What the exercise asks :: Of all the lines in the material below, how many include the string "that"? Give the number only.
* * * * *
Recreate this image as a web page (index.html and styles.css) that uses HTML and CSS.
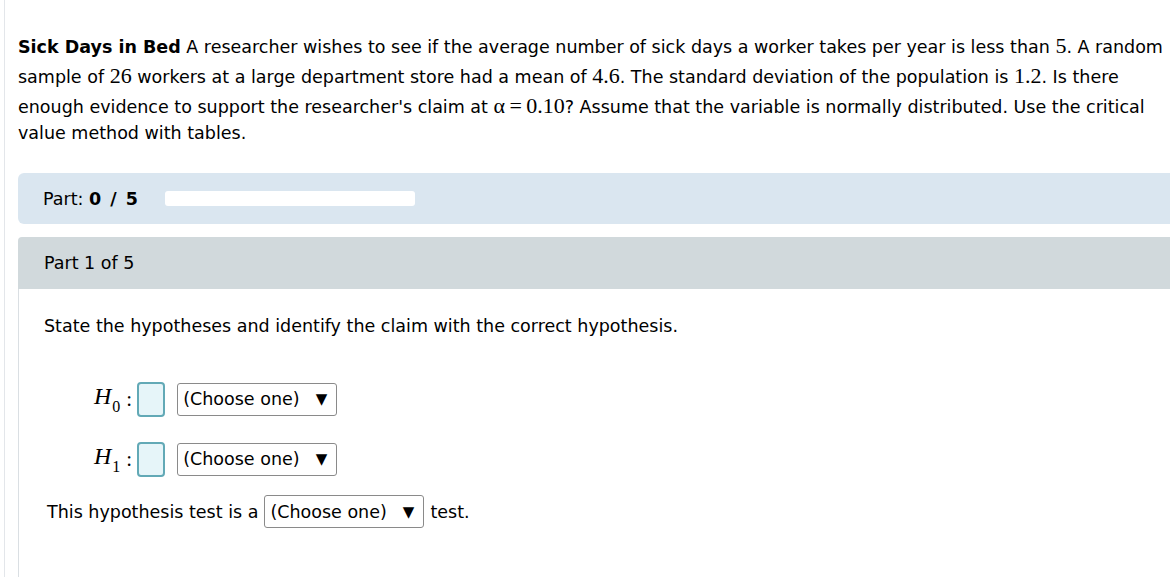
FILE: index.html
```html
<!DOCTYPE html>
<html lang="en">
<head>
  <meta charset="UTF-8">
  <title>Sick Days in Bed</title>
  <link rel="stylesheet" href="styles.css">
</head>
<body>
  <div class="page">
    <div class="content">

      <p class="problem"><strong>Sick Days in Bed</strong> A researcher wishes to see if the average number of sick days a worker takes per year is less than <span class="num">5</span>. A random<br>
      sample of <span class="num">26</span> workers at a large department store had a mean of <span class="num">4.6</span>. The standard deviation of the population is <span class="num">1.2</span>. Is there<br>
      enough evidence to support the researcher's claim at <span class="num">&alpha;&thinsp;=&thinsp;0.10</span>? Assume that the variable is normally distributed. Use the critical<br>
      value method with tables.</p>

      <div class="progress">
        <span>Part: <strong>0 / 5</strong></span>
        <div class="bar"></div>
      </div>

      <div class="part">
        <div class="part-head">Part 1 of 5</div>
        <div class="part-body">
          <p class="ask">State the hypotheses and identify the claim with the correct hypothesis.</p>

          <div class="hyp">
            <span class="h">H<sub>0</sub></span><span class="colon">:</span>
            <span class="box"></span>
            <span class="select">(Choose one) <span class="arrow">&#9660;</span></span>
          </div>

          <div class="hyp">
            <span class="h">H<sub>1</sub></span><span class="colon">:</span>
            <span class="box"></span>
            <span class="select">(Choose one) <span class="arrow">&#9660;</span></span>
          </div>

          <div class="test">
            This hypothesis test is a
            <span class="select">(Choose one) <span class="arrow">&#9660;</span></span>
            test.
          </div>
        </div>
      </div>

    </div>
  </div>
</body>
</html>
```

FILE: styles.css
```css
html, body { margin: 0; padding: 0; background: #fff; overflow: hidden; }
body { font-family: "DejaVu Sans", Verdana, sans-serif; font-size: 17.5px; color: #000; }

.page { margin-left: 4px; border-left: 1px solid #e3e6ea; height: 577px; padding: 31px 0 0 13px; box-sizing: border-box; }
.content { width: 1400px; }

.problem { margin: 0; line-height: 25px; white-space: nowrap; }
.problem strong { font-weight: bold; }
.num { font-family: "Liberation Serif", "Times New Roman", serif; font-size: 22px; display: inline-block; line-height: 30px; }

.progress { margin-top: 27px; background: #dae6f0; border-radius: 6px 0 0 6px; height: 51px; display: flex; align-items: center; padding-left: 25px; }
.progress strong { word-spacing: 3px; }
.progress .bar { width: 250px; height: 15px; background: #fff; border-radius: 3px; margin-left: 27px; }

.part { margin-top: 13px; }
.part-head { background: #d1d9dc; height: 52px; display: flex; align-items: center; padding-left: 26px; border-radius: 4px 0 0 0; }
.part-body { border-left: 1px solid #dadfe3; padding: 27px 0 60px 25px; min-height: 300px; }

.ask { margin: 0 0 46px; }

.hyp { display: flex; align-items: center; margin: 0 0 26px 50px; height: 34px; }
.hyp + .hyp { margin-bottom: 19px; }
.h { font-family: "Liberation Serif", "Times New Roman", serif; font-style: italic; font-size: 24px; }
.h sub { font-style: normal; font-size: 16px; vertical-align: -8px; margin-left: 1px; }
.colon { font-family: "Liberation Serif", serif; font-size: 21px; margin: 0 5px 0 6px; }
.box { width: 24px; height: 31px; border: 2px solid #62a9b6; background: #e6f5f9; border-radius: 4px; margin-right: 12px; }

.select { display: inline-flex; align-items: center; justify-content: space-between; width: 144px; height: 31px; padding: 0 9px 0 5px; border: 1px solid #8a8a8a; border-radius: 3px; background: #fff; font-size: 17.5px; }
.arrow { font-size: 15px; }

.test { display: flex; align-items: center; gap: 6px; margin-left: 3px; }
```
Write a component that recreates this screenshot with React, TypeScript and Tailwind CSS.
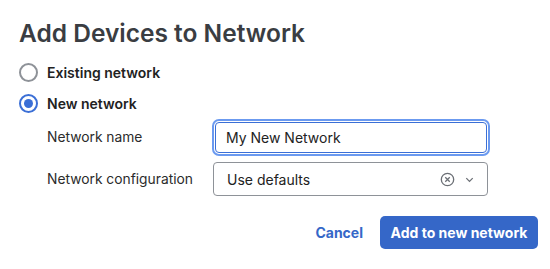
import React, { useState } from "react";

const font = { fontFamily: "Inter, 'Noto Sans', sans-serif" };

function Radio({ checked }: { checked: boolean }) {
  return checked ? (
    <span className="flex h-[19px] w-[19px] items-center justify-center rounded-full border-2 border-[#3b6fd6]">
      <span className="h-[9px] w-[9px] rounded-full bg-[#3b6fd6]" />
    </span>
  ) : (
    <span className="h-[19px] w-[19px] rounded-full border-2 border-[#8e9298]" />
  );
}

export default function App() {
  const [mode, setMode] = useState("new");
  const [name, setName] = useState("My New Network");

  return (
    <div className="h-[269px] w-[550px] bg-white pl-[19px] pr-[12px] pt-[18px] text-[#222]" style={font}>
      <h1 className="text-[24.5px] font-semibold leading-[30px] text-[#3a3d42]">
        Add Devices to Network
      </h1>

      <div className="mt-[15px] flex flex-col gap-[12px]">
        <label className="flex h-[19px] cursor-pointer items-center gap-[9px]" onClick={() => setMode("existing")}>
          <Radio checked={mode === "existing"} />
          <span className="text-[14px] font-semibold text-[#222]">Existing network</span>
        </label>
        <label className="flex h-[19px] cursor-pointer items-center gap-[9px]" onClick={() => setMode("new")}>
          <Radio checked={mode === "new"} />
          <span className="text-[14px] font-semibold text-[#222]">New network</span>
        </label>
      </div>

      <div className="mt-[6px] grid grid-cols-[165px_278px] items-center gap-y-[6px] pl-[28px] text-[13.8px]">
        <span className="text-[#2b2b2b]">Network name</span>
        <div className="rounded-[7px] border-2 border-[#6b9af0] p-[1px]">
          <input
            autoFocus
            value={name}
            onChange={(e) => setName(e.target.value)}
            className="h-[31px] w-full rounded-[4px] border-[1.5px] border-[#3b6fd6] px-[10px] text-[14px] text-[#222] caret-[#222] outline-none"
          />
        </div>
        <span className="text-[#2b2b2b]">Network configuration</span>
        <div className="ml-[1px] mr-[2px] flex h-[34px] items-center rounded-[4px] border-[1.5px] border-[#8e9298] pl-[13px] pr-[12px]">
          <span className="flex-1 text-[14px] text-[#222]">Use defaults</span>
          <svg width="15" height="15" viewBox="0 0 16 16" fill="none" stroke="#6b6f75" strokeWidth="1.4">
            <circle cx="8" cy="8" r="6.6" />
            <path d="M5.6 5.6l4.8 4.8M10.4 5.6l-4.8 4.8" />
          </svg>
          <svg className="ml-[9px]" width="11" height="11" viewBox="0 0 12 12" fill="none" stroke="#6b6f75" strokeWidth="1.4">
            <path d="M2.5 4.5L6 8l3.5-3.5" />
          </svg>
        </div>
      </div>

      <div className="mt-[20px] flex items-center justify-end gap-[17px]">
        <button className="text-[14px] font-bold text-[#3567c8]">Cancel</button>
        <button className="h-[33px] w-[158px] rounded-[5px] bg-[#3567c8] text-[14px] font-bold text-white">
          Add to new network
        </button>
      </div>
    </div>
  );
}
* * * * *
The reply :: 3